Crónica de una muerte anunciada

Crónica de una muerte anunciada

Punto de vista I. Por Juan Pablo Lichtmajer - Doctor en Ciencias Políticas - Rector de la Universidad San Pablo-T.

12 Octubre 2008
La política se ocupa de los proyectos colectivos, por lo tanto, el bien común es el objetivo de todo gobierno. Ahora bien, hay distintas formas de llegar a ese objetivo, muchas de ellas no democráticas (monarquías, repúblicas aristocráticas, imperios, teocracias, dictaduras). En 2.500 años de historia, sólo hemos tenido 400 de democracia (200 corresponden a Atenas) y, aún hoy, dos tercios del mundo tienen otras formas de gobierno. Esto es: democracia y buen gobierno no son lo mismo por default.
La tarea de la política democrática es corroborar, día a día, que la democracia es el mejor navío hacia el puerto del buen gobierno. Sería ingenuo y peligroso pensar que ese vinculo está dado y podemos actuar como si fuese indestructible. Si la democracia no se traduce en buen gobierno, entra en riesgo. Para evitarlo, la democracia debe combinar dos factores en tensión permanente: la institucionalidad y el liderazgo, ambos componentes insustituibles de su fórmula. Si la balanza se inclina en exceso a cualquier extremo, la democracia corre riesgo. Las instituciones sin liderazgo no tienen innovación; el liderazgo sin instituciones no tiene control.
Como hay distintas instituciones, hay distintos tipos de liderazgo. El caudillismo es un tipo de liderazgo que no fortalece a la democracia por ser (en sus variadas formas) una relación de intercambio desigual, marcada por la concesión de derechos como si fuesen favores.
En un mundo en el que ha crecido la desigualdad, no sorprende que haya crecido el caudillismo. Si el siglo XIX tuvo caudillos de facciones, en el XX tuvimos caudillismos asociados a los grandes partidos de masas (Yrigoyen y Perón por ejemplo). El caudillo del partido de masas es percibido como un militante, el líder que identifica a sus seguidores ("el primer trabajador").
Ahora bien, desaparecidos los partidos de masas, desaparece esa forma de liderazgo. Esto ocurrió en la Argentina entre los 80 y la actualidad. Los partidos de masas cedieron paso a los partidos o frentes estrictamente electorales. Al mismo tiempo, la progresiva desmantelación del bienestar social estatal, la creciente desigualdad y el fortalecimiento de redes clientelares pusieron a los ciudadanos en una situación más vulnerable, y por lo tanto más propensa a que los derechos sean presentados como favores.
Cuando los partidos se volvieron máquinas electorales, el clientelismo reemplazó al caudillismo. Y el líder se volvió proveedor: el jefe de una red de favores.
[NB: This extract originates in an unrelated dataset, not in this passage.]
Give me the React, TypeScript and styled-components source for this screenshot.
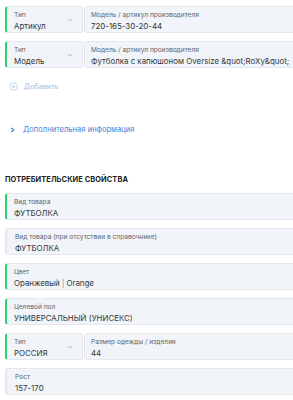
import styled, { createGlobalStyle } from "styled-components";

const GlobalStyle = createGlobalStyle`
  html, body {
    margin: 0;
    padding: 0;
    background: #ffffff;
    overflow: hidden;
  }
  body {
    font-family: Inter, "Noto Sans", sans-serif;
    color: #1f2328;
  }
`;

const Page = styled.div`
  width: 300px;
  padding: 6px 0 0 5px;
  box-sizing: border-box;
`;

const Stack = styled.div`
  display: flex;
  flex-direction: column;
  gap: 8px;
`;

const Row = styled.div`
  display: flex;
  gap: 1px;
`;

const Box = styled.div<{ $accent?: boolean; $grow?: boolean; $w?: number }>`
  position: relative;
  height: 27px;
  box-sizing: border-box;
  background: #f1f4f8;
  border: 1px solid #e4e7eb;
  border-left: 2px solid ${(p) => (p.$accent ? "#2fd06a" : "#e4e7eb")};
  border-radius: 3px;
  padding: 4px 0 0 ${(p) => (p.$accent ? 7 : 8)}px;
  ${(p) => (p.$grow ? "flex: 1; min-width: 0;" : "")}
  ${(p) => (p.$w ? `width: ${p.$w}px; flex: none;` : "")}
  display: flex;
  flex-direction: column;
`;

const InputBox = styled(Box)`
  border-left: 1px solid #e4e7eb;
  padding-left: 6px;
`;

const Label = styled.div`
  font-size: 6.6px;
  line-height: 9px;
  color: #60666d;
`;

const Value = styled.div`
  font-size: 7.9px;
  line-height: 12px;
  color: #33383d;
  white-space: nowrap;
`;

const Chevron = styled.svg`
  position: absolute;
  right: 9px;
  top: 10px;
  width: 6px;
  height: 6px;
`;

const AddLink = styled.div`
  display: flex;
  align-items: center;
  gap: 6px;
  margin: 14px 0 0 4px;
  font-size: 7px;
  font-weight: 600;
  color: #b6cdee;
`;

const MoreLink = styled.div`
  display: flex;
  align-items: center;
  gap: 8px;
  margin: 34px 0 0 5px;
  font-size: 7.6px;
  color: #4b82d6;
`;

const Heading = styled.h2`
  margin: 41px 0 9px 0;
  font-size: 7.4px;
  font-weight: 700;
  color: #1c1f23;
  letter-spacing: 0.1px;
`;

const Sep = styled.span`
  color: #8a9098;
  margin: 0 2px;
`;

function Select({ label, value }: { label: string; value: string }) {
  return (
    <Box $accent $w={78}>
      <Label>{label}</Label>
      <Value>{value}</Value>
      <Chevron viewBox="0 0 6 6">
        <path d="M1 2 L3 4 L5 2" fill="none" stroke="#a9aeb5" strokeWidth="0.8" />
      </Chevron>
    </Box>
  );
}

function Field({ label, value, accent }: { label: string; value: React.ReactNode; accent?: boolean }) {
  return (
    <Box $accent={accent} $grow>
      <Label>{label}</Label>
      <Value>{value}</Value>
    </Box>
  );
}

export default function App() {
  return (
    <Page>
      <GlobalStyle />
      <Stack>
        <Row>
          <Select label="Тип" value="Артикул" />
          <InputBox $grow>
            <Label>Модель / артикул производителя</Label>
            <Value>720-165-30-20-44</Value>
          </InputBox>
        </Row>
        <Row>
          <Select label="Тип" value="Модель" />
          <InputBox $grow>
            <Label>Модель / артикул производителя</Label>
            <Value>Футболка с капюшоном Oversize &amp;quot;RoXy&amp;quot;</Value>
          </InputBox>
        </Row>
      </Stack>

      <AddLink>
        <svg width="9" height="9" viewBox="0 0 10 10">
          <circle cx="5" cy="5" r="4.2" fill="none" stroke="#b6cdee" strokeWidth="0.9" />
          <path d="M5 3 V7 M3 5 H7" stroke="#b6cdee" strokeWidth="0.9" />
        </svg>
        Добавить
      </AddLink>

      <MoreLink>
        <svg width="5" height="6" viewBox="0 0 5 6">
          <path d="M1.2 0.8 L3.6 3 L1.2 5.2" fill="none" stroke="#2f6fd0" strokeWidth="1.1" />
        </svg>
        Дополнительная информация
      </MoreLink>

      <Heading>ПОТРЕБИТЕЛЬСКИЕ СВОЙСТВА</Heading>

      <Stack>
        <Field accent label="Вид товара" value="ФУТБОЛКА" />
        <Field label="Вид товара (при отсутствии в справочнике)" value="ФУТБОЛКА" />
        <Field
          accent
          label="Цвет"
          value={
            <>
              Оранжевый<Sep>|</Sep>Orange
            </>
          }
        />
        <Field accent label="Целевой пол" value="УНИВЕРСАЛЬНЫЙ (УНИСЕКС)" />
        <Row>
          <Select label="Тип" value="РОССИЯ" />
          <InputBox $grow>
            <Label>Размер одежды / изделия</Label>
            <Value>44</Value>
          </InputBox>
        </Row>
        <Field label="Рост" value="157-170" />
      </Stack>
    </Page>
  );
}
Esta lógica, por desgracia, atraviesa gran parte del espectro político. Sería difícil encontrar quien se atreva a "tirar la primera piedra".
Contra el sentido común de quienes aseveran que no hay otra forma "exitosa" de hacer política, quiero proponer que el clientelismo no sólo es nocivo, sino que también es inviable para la construcción de liderazgos genuinos. Si el líder se basa en favores, no tiene seguidores, sino clientes. Los clientes no son irracionales (como destaca el sociólogo Javier Auyero) y por lo tanto negocian: son indiferentes ante la debacle del jefe y buscan nuevas fuentes de favores. Son incontenibles en épocas de escasez y, sobre todo, no son leales.
El clientelismo es cada vez más caro, más impredecible y más cruel, por otro lado, cada vez hay menos para repartir si no se administra bien y con transparencia (porque ninguna prosperidad dura para siempre, y menos en Argentina). Ocurre que del clientelismo, se sale con ética, con visión de futuro y sobre todo con mucha creatividad. No estoy seguro de que estas condiciones abunden en nuestra dirigencia. La ética cede ante el pragmatismo, la visión de futuro ante la inmediatez y la creatividad ante el conservadurismo mediocre.
El liderazgo es tan importante como las instituciones, mas no el liderazgo caudillista y menos el clientelar. Creo en el liderazgo como hegemonía y articulación de demandas, no como intercambio desigual de favores. El clientelismo es una lógica autodestructiva: se sostiene sobre bases ilusoriamente fuertes. En épocas difíciles, se esfuman. El buen gobierno no sólo es un imperativo ético sino también una necesidad de supervivencia para la política democrática. En la medida en que haya más clientelismo, mayor será la brecha entre democracia y buen gobierno y por lo tanto, mayor el riesgo para nuestras sociedades. Quienes creen que el buen gobierno es para los idealistas, se equivocan. El buen gobierno es la política del futuro: lo demás pronto será pasado.